Giovanni Cassini (1625-1712), while a professor of astronomy at Bologna, Italy from 1650-1671, made many planetary observations using telescopes built by the Italians Eustachio Divini of Bologna and Giuseppe Campini of Rome. By 1666, he had determined that Mars rotated in 24 hours 40 minutes; that Venus appeared to rotate in 23 hours 15 minutes; and that Jupiter revolved on its axis, was flattened with a polar or equatorial radius of 14/15 and had shadows of its satellites appear to cross its surface. On a visit to Paris in 1669, he improved the estimate of the Sun's rotation period with a Campini 17-foot telescope. In 1671 he moved to Paris to supervise the Paris Observatory, discovering a new satellite of Saturn. In 1672, using a 34 foot Campini telescope of five inch aperture, he discovered another of Saturn's satellites; using this same telescope in 1675, he discovered the division in the rings of Saturn that is now named after him.

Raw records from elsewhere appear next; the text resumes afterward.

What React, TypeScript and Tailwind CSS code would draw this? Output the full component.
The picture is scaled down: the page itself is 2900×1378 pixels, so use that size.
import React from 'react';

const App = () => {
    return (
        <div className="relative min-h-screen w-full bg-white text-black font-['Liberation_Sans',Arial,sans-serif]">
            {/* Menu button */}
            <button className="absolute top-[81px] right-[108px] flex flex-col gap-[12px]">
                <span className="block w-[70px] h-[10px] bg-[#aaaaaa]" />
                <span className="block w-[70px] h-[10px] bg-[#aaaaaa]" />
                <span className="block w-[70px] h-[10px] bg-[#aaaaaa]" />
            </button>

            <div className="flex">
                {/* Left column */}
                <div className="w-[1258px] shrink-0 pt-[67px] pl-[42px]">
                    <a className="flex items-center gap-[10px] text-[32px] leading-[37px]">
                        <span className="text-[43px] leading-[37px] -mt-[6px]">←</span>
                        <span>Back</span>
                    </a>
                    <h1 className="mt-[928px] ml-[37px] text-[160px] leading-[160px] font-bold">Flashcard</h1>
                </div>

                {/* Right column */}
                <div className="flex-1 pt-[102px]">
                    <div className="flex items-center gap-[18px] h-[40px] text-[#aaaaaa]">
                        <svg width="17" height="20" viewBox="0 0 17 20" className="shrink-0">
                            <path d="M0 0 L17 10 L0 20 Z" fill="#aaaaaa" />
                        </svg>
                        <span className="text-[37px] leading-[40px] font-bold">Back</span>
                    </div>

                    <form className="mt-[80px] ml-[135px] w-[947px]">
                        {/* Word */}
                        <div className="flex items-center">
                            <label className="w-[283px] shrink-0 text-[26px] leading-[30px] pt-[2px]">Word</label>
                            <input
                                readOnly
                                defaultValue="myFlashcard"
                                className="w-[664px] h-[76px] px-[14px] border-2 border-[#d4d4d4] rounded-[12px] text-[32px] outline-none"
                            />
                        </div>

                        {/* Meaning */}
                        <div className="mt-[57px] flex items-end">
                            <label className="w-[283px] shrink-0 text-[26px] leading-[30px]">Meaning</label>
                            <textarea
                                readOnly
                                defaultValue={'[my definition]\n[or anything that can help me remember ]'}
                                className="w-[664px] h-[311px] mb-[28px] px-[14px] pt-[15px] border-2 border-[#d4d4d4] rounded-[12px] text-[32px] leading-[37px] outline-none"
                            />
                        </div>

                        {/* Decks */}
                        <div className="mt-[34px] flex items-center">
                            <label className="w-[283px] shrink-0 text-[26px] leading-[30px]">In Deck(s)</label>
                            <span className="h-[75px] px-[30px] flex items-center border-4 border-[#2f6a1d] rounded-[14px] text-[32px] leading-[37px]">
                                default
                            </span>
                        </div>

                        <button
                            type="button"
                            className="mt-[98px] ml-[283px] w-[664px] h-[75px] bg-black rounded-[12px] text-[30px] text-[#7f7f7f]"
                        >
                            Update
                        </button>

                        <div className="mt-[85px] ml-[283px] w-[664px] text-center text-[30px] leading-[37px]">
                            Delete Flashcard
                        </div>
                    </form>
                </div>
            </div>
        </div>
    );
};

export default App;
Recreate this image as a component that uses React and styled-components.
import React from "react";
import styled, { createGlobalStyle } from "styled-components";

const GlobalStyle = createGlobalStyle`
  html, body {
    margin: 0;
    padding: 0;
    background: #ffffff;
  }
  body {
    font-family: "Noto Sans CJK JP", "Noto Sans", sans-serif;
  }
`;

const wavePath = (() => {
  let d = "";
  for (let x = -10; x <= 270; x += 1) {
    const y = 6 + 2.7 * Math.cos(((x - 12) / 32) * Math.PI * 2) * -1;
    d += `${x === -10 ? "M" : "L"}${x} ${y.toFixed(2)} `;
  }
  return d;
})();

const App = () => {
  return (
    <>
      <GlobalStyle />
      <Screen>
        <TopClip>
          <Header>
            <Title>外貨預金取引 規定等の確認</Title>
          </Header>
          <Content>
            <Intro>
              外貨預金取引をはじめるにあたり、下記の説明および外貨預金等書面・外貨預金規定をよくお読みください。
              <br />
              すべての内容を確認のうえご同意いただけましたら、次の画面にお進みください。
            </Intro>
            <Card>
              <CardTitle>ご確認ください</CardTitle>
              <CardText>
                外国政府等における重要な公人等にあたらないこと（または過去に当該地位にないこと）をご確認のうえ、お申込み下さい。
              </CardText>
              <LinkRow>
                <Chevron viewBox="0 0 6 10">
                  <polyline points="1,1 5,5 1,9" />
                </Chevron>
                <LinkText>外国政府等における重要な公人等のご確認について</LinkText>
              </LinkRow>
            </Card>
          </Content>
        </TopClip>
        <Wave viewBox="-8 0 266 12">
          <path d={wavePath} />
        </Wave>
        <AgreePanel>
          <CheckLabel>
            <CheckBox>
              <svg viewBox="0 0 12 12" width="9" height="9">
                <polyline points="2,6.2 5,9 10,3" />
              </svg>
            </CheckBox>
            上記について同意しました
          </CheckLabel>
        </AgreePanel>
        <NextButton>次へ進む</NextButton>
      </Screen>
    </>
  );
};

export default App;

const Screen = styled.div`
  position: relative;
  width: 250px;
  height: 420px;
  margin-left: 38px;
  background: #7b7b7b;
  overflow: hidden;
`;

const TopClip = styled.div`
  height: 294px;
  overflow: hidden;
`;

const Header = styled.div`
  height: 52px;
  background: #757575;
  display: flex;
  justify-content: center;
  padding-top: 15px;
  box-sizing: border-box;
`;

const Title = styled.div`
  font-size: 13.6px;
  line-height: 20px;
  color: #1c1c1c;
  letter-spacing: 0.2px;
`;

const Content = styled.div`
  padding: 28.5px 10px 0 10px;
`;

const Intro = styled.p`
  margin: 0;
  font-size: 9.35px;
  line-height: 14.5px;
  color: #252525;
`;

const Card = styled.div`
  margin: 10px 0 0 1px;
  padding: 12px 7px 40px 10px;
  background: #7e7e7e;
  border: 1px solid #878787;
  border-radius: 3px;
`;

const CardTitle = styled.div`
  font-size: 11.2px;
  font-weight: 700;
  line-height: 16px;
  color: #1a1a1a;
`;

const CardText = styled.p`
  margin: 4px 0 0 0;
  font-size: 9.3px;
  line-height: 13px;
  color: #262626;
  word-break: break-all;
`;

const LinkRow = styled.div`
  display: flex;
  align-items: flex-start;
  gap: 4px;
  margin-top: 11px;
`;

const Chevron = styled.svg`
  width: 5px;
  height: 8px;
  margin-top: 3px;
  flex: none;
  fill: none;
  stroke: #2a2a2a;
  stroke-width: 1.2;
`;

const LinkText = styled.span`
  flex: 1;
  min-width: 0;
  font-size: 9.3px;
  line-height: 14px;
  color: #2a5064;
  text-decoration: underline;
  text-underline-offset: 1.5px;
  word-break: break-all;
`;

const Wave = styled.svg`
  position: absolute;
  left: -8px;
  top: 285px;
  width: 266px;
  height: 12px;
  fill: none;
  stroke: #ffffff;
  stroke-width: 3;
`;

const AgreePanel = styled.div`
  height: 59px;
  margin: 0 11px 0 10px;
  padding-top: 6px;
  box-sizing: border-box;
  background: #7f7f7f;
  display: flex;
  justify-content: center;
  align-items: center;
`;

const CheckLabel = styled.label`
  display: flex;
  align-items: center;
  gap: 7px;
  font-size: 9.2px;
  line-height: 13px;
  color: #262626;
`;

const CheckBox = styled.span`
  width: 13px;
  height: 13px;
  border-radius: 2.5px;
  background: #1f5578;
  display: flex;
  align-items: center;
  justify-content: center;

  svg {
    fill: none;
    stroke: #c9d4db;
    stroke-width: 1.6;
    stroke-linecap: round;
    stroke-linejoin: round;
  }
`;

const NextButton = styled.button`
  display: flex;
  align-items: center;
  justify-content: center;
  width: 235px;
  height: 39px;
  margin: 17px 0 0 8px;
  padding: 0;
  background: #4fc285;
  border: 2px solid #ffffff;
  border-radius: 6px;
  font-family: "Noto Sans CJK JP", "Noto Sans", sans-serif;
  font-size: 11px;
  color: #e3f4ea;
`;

His last two discoveries of Saturn satellites occurred in 1684 using Campini telescopes of 100 and 132 foot focus.
English astronomer John Flamsteed (1647-1719) began his career as an enthusiastic amateur before becoming Astronomer Royal at Greenwich in 1675; the Greenwich charter was to assist navigation by providing correct star positions and reliable tables predicting the positions of the Sun, Moon and planets on a yearly basis; compared to other observatories at that time, Greenwich was poorly equipped, largely equipped at Flamsteed's personal expense and that of his friend Sir Jonas Moore. With the equipment available, apart from the needed tables for navigation, Flamsteed produced the star atlas "Historia Coelestis" whose accuracy was not challenged for more than a century following its printing.